§ What is needed
Where a line holds the string "this", return that line.

=== Recorded information ===

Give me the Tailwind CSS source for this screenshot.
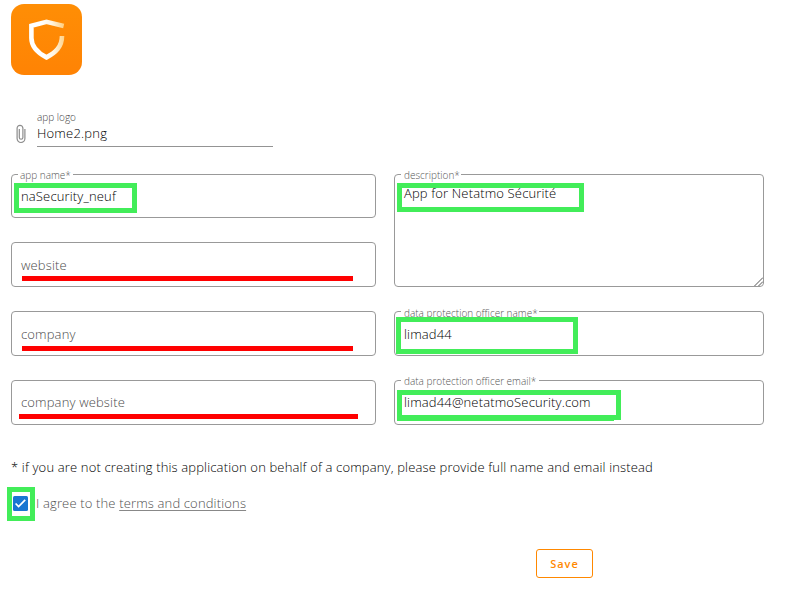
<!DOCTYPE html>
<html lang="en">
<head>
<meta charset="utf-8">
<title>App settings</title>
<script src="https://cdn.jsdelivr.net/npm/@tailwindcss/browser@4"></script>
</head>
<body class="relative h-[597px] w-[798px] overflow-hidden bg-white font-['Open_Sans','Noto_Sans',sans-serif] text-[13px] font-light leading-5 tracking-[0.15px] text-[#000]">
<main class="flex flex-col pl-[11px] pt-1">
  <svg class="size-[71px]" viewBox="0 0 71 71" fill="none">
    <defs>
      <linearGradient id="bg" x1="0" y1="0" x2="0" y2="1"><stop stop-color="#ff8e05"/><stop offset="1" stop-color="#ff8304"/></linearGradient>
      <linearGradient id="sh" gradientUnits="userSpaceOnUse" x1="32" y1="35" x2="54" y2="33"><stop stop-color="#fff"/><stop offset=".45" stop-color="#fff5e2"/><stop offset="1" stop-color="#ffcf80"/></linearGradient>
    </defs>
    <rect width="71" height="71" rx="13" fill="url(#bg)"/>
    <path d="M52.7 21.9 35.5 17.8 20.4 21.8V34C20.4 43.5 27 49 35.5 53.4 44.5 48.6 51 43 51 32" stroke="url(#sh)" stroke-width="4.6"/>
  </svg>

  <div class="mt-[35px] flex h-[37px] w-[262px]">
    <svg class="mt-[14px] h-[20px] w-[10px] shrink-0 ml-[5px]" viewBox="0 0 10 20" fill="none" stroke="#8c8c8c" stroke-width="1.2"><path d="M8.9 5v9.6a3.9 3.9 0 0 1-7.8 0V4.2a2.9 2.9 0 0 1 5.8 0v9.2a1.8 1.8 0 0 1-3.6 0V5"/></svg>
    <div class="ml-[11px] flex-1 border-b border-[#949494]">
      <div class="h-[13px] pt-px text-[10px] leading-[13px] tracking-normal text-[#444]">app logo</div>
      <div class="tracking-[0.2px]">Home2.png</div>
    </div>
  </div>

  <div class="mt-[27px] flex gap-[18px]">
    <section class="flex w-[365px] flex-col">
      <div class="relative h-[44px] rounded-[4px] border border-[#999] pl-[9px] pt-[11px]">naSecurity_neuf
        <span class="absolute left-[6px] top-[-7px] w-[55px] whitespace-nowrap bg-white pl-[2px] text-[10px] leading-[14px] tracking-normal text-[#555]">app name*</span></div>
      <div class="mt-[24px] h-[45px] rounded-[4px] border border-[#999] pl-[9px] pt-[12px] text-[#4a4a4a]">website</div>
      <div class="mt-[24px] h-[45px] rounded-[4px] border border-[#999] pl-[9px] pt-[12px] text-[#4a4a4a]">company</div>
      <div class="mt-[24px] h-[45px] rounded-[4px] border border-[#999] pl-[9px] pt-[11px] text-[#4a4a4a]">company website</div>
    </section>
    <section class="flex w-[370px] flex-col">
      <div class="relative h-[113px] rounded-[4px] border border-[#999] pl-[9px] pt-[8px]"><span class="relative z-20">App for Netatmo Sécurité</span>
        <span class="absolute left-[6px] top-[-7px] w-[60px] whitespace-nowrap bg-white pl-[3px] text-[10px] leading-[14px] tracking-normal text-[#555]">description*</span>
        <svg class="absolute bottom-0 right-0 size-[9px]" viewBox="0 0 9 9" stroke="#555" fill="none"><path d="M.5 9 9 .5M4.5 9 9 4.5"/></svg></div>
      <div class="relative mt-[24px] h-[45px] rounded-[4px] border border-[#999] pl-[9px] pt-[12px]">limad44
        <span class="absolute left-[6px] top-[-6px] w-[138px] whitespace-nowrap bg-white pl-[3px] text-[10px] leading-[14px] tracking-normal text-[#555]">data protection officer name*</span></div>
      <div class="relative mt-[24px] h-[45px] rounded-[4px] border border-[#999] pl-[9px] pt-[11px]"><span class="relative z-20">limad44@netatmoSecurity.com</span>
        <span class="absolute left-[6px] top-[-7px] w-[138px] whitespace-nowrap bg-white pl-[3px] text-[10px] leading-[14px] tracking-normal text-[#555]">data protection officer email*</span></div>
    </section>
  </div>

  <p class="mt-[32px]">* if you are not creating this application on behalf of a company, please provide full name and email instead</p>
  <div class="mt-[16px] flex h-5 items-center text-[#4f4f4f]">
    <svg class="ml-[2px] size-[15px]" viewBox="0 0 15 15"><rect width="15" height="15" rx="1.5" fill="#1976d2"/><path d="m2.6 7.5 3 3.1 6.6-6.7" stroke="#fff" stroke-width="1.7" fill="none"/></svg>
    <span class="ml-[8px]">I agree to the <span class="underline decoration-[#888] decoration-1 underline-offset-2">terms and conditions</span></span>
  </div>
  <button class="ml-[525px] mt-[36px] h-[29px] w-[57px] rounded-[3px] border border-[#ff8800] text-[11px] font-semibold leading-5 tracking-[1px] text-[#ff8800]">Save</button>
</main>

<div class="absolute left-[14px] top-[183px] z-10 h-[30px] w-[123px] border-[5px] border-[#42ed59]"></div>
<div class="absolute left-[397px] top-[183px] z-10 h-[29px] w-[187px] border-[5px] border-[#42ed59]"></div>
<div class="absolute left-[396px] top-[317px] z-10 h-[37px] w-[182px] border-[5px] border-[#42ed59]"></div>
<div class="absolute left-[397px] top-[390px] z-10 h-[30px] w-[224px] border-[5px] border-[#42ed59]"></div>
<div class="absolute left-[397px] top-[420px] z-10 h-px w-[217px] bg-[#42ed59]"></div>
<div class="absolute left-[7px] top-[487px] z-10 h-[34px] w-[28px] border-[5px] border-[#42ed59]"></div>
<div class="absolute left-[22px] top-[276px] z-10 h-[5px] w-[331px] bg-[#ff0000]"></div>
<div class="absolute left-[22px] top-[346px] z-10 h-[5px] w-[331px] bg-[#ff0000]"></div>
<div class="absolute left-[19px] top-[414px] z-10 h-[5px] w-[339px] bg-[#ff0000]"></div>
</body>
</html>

===

§ Response
Give me the Tailwind CSS source for this screenshot.
  <p class="mt-[32px]">* if you are not creating this application on behalf of a company, please provide full name and email instead</p>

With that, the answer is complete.